Thanks David and Steve. I was wondering who would launch the Claus discussion as we approach the 1st Advent holiday. I was just talking to our children the other day about the importance of not only telling the truth, but of being able to distinguish between reality and fiction. Too many people in our culture live in the latter world, believing that Christ too is a myth - just like the fat guy in the suit.

2 Corinthians 1:18 But as God is faithful, our word to you is not yes and no.

#4 || 06·12·05··15:56 || David

Michael, thanks for reminding me how "Claus" is spelled. I fixed it.

#5 || 06·12·05··17:56 || Brian @ voiceofthesheep

Hey, Hey...fellow homeschooler and Santa Claus bubble burster!

We took our four downtown (Atlanta) last Monday night so they could see the jolly fellow. Only, the person dressed up in the red suit was their PawPaw (my wife's dad)! This was to be his last year playing the role as he is retiring, and we wanted the kids to see him dressed up like that.

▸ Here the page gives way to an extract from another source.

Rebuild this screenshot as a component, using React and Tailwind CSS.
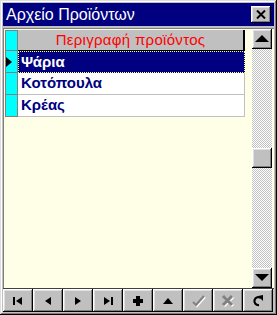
import React from "react";

const raised =
  "bg-[#c0c0c0] shadow-[inset_-1px_-1px_#000,inset_1px_1px_#fff,inset_-2px_-2px_#808080,inset_2px_2px_#dfdfdf]";

const rows = ["Ψάρια", "Κοτόπουλα", "Κρέας"];

const Tri = ({ dir = "up" }) => {
  const pts = {
    up: "1,7 8,0 15,7",
    down: "1,0 8,7 15,0",
  };
  return (
    <svg width="16" height="8" viewBox="0 0 16 8">
      <polygon points={pts[dir]} fill="#000" />
    </svg>
  );
};

const NavIcon = ({ kind }) => {
  switch (kind) {
    case "first":
      return (
        <svg width="12" height="10" viewBox="0 0 12 10">
          <rect x="1" y="1" width="2" height="8" fill="#000" />
          <polygon points="10,1 4,5 10,9" fill="#000" />
        </svg>
      );
    case "prev":
      return (
        <svg width="12" height="10" viewBox="0 0 12 10">
          <polygon points="9,1 3,5 9,9" fill="#000" />
        </svg>
      );
    case "next":
      return (
        <svg width="12" height="10" viewBox="0 0 12 10">
          <polygon points="3,1 9,5 3,9" fill="#000" />
        </svg>
      );
    case "last":
      return (
        <svg width="12" height="10" viewBox="0 0 12 10">
          <polygon points="2,1 8,5 2,9" fill="#000" />
          <rect x="9" y="1" width="2" height="8" fill="#000" />
        </svg>
      );
    case "add":
      return (
        <svg width="12" height="12" viewBox="0 0 12 12">
          <rect x="4" y="1" width="4" height="10" fill="#000" />
          <rect x="1" y="4" width="10" height="4" fill="#000" />
        </svg>
      );
    case "up":
      return (
        <svg width="12" height="8" viewBox="0 0 12 8">
          <polygon points="1,7 6,1 11,7" fill="#000" />
        </svg>
      );
    case "check":
      return (
        <svg width="16" height="14" viewBox="0 0 16 14">
          <path d="M3 8 L6 11 L14 2" stroke="#fff" strokeWidth="2" fill="none" transform="translate(1,1)" />
          <path d="M3 8 L6 11 L14 2" stroke="#808080" strokeWidth="2" fill="none" />
        </svg>
      );
    case "cancel":
      return (
        <svg width="14" height="14" viewBox="0 0 14 14">
          <path d="M2 2 L11 11 M11 2 L2 11" stroke="#fff" strokeWidth="3" fill="none" transform="translate(1,1)" />
          <path d="M2 2 L11 11 M11 2 L2 11" stroke="#808080" strokeWidth="3" fill="none" />
        </svg>
      );
    default:
      return (
        <svg width="12" height="13" viewBox="0 0 12 13">
          <path d="M9 4 A4 4 0 1 0 7 11" stroke="#000" strokeWidth="2.2" fill="none" />
          <polygon points="6,2 11,1 11,7" fill="#000" />
        </svg>
      );
  }
};

export default function App() {
  const tools = ["first", "prev", "next", "last", "add", "up", "check", "cancel", "refresh"];
  return (
    <div className="w-[277px] h-[315px] bg-[#c0c0c0] p-[2px] shadow-[inset_-1px_-1px_#000,inset_1px_1px_#dfdfdf,inset_-2px_-2px_#808080,inset_2px_2px_#fff] font-['Liberation_Sans',Arial,sans-serif] flex flex-col">
      {/* title bar */}
      <div className="h-[23px] bg-[#000080] flex items-center justify-between pl-[3px] pr-[3px] mx-[1px] mt-[1px]">
        <span className="text-white text-[16px] leading-none">Αρχείο Προϊόντων</span>
        <div className={`${raised} w-[20px] h-[17px] flex items-center justify-center`}>
          <svg width="10" height="9" viewBox="0 0 10 9">
            <path d="M1 0.5 L9 8.5 M9 0.5 L1 8.5" stroke="#000" strokeWidth="2" />
          </svg>
        </div>
      </div>

      {/* grid area */}
      <div className="flex-1 mt-[2px] mx-[1px] bg-[#ffffe8] border-l border-t border-[#808080] flex">
        <div className="flex-1 pt-[1px] pl-[1px]">
          <div className="w-[240px]">
            {/* header */}
            <div className="flex h-[21px]">
              <div className="w-[13px] border border-[#808080] bg-[#00ffff]" />
              <div className="flex-1 bg-[#c0c0c0] border-r-2 border-b border-black flex items-center justify-center text-[#ff0000] text-[15px] tracking-[0.3px]">
                Περιγραφή προϊόντος
              </div>
            </div>
            {rows.map((r, i) => (
              <div key={r} className="flex h-[22px]">
                <div className="w-[13px] border-x border-b border-[#808080] bg-[#00ffff] flex items-center">
                  {i === 0 && (
                    <svg width="6" height="10" viewBox="0 0 6 10">
                      <polygon points="0,0 6,5 0,10" fill="#000" />
                    </svg>
                  )}
                </div>
                <div
                  className={
                    i === 0
                      ? "flex-1 bg-[#000080] text-white border border-dotted border-[#ffff80] flex items-center pl-[2px] text-[15px] font-bold"
                      : "flex-1 bg-white text-[#000080] border-r border-b border-[#c0c0c0] flex items-center pl-[3px] text-[15px] font-bold"
                  }
                >
                  {r}
                </div>
              </div>
            ))}
          </div>
        </div>

        {/* scrollbar */}
        <div className="w-[20px] mr-[2px] flex flex-col bg-[image:repeating-conic-gradient(#c0c0c0_0%_25%,#ffffff_0%_50%)] bg-[length:2px_2px]">
          <div className={`${raised} h-[20px] flex items-center justify-center`}>
            <Tri dir="up" />
          </div>
          <div className="h-[99px]" />
          <div className={`${raised} h-[20px]`} />
          <div className="flex-1" />
          <div className={`${raised} h-[20px] flex items-center justify-center`}>
            <Tri dir="down" />
          </div>
        </div>
      </div>

      {/* toolbar */}
      <div className="h-[24px] mx-[1px] mb-[1px] flex border-t border-[#404040]">
        {tools.map((t) => (
          <div key={t} className={`${raised} w-[30px] flex items-center justify-center`}>
            <NavIcon kind={t} />
          </div>
        ))}
      </div>
    </div>
  );
}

We had to wait on him to come down to let us in to the parking area before the festivities began, and we told them Santa was coming to let us in to park. You should have seen our two youngest...especially when they saw him coming all dressed up but without the beard and hat. My four-year old just smiled and yelled, "That's my PawPaw!"

As one now coming out of the Santa conspiracy, I think it went a long way in taking some of the mystery out of the whole Santa thing, and will be easier to let them down completely. I'm not sure how many children they ruined the belief in Santa for that night, as they continually yelled, "Hey PawPaw!", "Bye PawPaw!".

#6 || 06·12·06··09:13 || Don Fields

Excellent! Just the right amoung of indignation coupled with a healthy, thoughtful dose of the truth. Thanks!

#7 || 06·12·06··21:43 || Karen

Here's our story. In the 16 years that we've been honest with our 4 children, we've been threatened with a call to the child protective services (I suppose for abusing our children), asked if and where our kids went to preschool so those realizing our children knew the truth wouldn't ruin it for their kids, and the worst of all, our Christian neighbor calling me b/c our 3rd son broke the news to their son about Santa. She begged me to tell Josh to recant and to not allow our children to be honest about it b/c she wasn't ready to deal with that in her family yet. I was speechless. What I have told my children from the beginning is that we would NEVER lie to them. So there's no Santa, there's no Easter bunny and as my now 16 yr. old told me when he was 5 "If there's no Santa and no Easter bunny, how do you expect us to believe in the tooth fairy?"

#8 || 06·12·08··14:04 || Jeri


I enjoyed your comment; using the word "recant" in regards to Santa Claus is pretty good, but that last line is classic! Thanks for a good laugh, and thank you David for your helpful thoughts.